No, they mean it computes the value (as a function of time) of a harmonic series with 42 parameters which ideally will correspond to the tides at some specific location.

It's not in any way "tracking" or connected to the actual tides.

If you think of some idealised tidal bulge (pairs! one either side of the earth) tracking about the globe in response to the motion of the moon, that's the baseline "tide" .. now imagine that tidal bulge being funnelled between the narrow gap between Australia and PNG .. that's a complication .. now imagine that being slowed and channelled by various islands and headlands before being squeezed into a horizontal waterfall (something to look up ).

That specific geographic location experiences a unique pattern of tides that are driven by the primary earth|moon dynamics but transposed, amplified, and delayed in a complex manner that can be described(?) by a set of parameters that take some effort to derive.
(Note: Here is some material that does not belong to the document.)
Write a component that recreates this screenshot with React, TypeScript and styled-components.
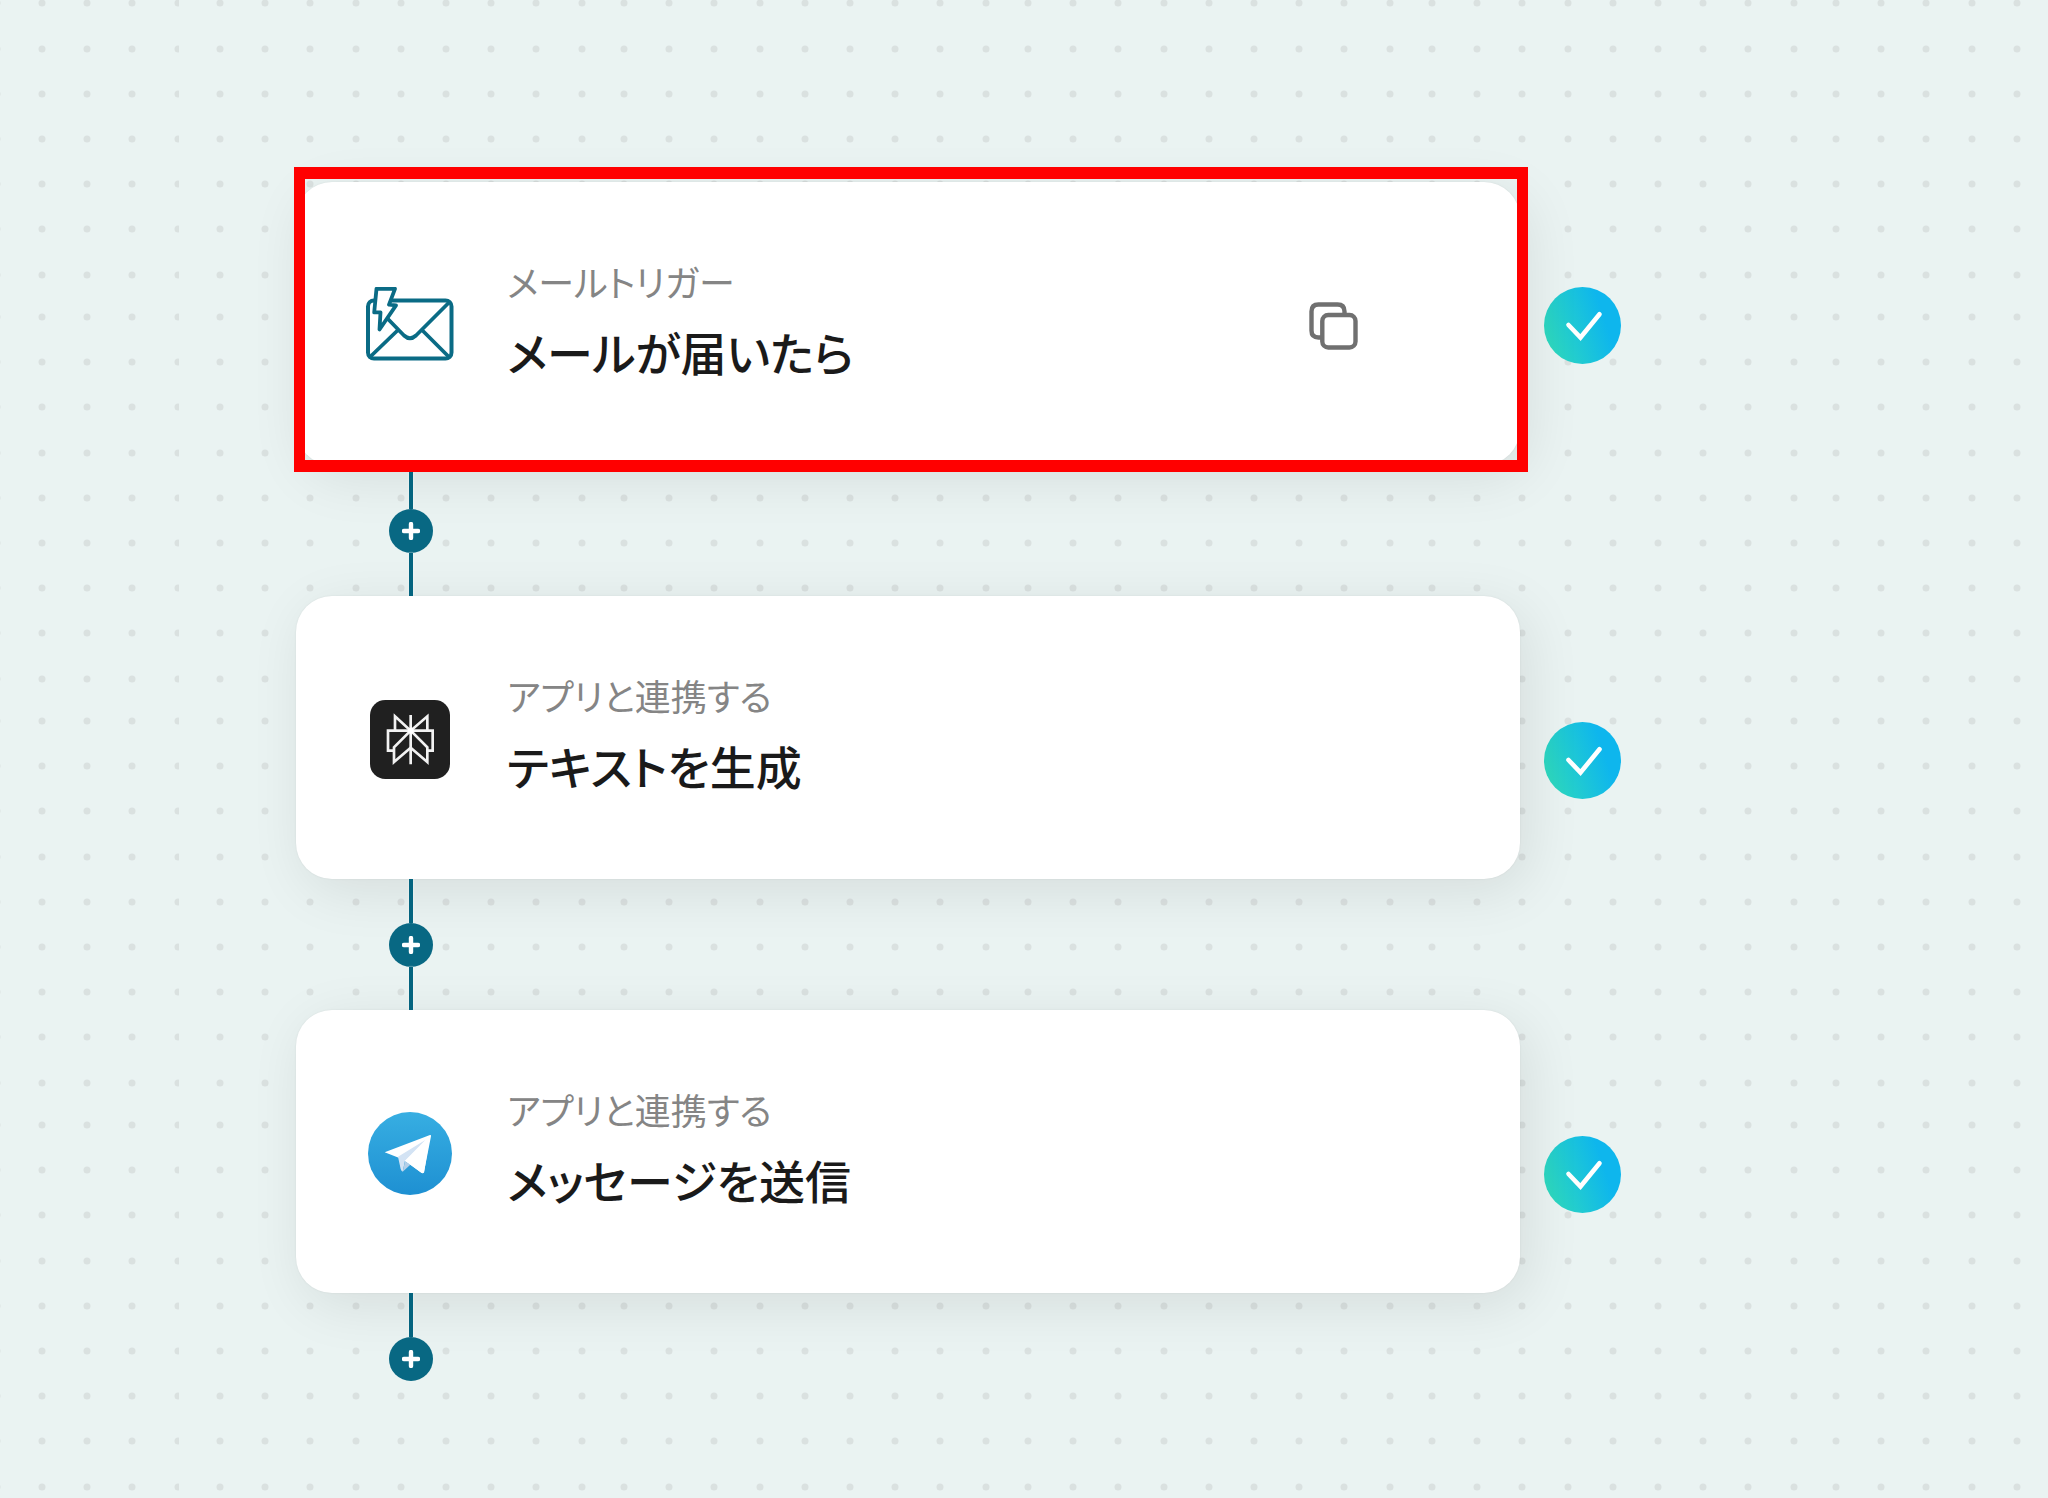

The Doodson-Légé Tide Predicting Machine has a go at that task using 42 parameters, modern computing tables might require 120 or so, and both systems would routinely require parameters to be updated in response to computational drift and changes in landform (erosion, silt and mud build up, new channels being carved out, etc).


Right I was confused when the article mentions the other parameters other than the moon and sun ones track other astronomical variables, surely they are modeling geological and hydrological variables also (or potentially primarily)


There are two intertwined "sets" of effects to be modeled:

Primarily Earth + Moon, with a secondary twist of Sun, and a layered decline of precession | orbit woblle, lessor effects (the astro forces),

And then the ground effects; shaping around headlands, sloping of seafloors, funnelling through channels, etc. with a rinse and repeat cycle for sea areas that are "chained" backwards from the main flux via multiple bays and estuaries (internal bodies of water large enough to have their own tides via mood gravity while also connected with a delay to an outer ocean via a long channel, etc.

Fun stuff - I primarily worked with exploration geophysics but dabbled a little in tides and ocean levels across Australia.